> DATA EXCERPT:
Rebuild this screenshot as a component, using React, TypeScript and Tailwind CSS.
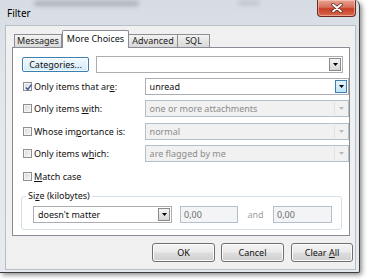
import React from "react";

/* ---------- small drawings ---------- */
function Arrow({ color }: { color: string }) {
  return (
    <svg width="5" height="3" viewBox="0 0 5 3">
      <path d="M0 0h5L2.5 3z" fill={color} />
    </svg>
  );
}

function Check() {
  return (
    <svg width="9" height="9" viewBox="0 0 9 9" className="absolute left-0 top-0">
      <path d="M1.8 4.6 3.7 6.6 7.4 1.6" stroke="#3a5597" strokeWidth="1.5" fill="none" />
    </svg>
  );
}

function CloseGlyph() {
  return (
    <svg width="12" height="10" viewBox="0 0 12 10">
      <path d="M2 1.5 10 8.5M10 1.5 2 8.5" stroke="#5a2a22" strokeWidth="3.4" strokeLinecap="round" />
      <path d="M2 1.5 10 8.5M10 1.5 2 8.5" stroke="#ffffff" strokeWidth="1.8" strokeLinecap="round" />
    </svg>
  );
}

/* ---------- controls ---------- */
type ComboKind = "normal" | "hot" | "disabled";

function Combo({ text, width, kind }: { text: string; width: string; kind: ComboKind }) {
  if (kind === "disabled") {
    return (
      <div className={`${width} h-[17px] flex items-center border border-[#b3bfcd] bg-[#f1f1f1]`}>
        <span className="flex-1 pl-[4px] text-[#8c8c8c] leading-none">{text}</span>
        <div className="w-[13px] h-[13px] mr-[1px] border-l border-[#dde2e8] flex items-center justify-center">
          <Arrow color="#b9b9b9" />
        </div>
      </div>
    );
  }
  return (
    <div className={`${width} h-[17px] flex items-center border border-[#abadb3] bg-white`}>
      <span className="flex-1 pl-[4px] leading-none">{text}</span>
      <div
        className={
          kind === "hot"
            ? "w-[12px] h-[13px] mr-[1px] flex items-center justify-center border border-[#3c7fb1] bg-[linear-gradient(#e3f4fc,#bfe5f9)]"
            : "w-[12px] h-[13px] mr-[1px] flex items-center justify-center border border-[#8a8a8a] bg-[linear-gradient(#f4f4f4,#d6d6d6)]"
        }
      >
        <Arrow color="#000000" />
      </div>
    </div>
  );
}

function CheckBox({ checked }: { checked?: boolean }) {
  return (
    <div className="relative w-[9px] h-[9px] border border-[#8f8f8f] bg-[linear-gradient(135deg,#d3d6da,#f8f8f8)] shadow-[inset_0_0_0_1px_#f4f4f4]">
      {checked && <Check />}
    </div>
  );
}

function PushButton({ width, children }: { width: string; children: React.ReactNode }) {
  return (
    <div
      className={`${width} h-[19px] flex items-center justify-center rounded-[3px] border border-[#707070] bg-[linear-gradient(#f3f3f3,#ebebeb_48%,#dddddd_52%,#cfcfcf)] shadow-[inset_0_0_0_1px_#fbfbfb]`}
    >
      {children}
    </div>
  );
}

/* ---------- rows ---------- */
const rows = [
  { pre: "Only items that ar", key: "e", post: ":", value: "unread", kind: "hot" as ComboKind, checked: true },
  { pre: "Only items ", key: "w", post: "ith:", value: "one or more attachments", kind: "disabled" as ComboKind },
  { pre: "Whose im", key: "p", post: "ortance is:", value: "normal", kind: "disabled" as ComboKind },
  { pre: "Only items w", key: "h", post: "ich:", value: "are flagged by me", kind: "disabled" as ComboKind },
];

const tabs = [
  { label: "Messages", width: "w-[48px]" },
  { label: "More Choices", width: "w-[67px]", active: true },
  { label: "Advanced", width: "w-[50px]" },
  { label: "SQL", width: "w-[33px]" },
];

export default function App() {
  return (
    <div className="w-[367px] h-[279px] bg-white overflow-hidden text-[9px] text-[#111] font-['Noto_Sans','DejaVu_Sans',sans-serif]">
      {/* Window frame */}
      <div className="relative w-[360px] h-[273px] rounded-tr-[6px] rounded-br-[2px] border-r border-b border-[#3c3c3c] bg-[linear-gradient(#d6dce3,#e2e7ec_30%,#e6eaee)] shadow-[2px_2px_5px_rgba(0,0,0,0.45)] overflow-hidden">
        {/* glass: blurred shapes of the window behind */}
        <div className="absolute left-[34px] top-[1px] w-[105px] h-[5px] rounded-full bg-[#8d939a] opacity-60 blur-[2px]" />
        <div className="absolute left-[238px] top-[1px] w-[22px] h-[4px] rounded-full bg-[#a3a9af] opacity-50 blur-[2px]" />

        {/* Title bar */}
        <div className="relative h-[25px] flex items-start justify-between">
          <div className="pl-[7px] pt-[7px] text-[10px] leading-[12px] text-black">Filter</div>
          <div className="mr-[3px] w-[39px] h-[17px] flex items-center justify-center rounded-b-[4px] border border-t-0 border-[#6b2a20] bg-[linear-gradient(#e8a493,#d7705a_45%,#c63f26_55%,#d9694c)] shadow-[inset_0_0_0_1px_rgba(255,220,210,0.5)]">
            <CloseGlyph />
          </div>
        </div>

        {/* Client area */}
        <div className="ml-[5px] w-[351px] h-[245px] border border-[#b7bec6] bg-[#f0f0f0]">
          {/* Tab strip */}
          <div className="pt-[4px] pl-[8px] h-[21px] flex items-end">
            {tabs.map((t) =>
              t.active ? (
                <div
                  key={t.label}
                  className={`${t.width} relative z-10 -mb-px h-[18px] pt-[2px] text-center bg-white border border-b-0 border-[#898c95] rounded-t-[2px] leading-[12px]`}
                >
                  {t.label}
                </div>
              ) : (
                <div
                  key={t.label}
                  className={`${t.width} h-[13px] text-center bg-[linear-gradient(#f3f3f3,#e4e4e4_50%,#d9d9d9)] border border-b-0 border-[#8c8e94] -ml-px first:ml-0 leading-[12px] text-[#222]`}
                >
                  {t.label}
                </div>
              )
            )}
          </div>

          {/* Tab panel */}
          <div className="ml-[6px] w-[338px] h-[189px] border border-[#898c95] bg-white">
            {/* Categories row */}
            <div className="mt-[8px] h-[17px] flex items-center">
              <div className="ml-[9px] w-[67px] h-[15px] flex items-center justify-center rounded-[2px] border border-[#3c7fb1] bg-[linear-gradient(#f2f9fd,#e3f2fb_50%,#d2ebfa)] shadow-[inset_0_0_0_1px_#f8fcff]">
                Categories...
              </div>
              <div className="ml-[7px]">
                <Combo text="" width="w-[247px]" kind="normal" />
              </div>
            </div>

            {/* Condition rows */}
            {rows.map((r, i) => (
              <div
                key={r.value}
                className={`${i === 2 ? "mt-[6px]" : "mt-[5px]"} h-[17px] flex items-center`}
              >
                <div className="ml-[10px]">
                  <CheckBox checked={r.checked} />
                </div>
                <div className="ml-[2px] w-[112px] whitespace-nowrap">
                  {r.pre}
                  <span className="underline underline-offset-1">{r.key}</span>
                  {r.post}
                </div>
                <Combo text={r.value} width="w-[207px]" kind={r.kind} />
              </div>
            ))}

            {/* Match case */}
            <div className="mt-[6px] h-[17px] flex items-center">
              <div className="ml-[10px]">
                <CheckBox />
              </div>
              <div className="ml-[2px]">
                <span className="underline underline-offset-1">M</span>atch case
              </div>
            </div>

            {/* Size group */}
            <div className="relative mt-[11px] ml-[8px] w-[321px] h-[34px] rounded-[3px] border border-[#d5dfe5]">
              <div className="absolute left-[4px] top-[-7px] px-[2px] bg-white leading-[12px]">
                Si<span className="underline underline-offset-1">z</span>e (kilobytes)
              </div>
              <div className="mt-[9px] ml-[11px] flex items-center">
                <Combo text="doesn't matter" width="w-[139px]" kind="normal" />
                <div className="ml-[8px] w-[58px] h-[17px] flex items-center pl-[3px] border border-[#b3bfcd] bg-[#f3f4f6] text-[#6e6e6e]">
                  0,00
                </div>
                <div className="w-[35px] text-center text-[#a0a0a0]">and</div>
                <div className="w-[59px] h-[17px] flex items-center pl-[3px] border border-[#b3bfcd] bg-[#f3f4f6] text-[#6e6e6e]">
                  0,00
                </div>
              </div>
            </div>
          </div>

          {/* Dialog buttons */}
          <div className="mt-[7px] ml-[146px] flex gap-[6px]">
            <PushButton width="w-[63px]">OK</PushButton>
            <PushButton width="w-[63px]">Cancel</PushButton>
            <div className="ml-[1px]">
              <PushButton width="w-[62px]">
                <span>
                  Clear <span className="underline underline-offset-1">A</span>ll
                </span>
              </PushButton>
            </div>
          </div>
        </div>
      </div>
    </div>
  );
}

> EXERCISE INSTRUCTIONS: Print, exactly as written, the lines above from the first one to the one containing "import React from". Leave out pictures.

> THE SOLUTION:
Rebuild this screenshot as a component, using React, TypeScript and Tailwind CSS.
import React from "react";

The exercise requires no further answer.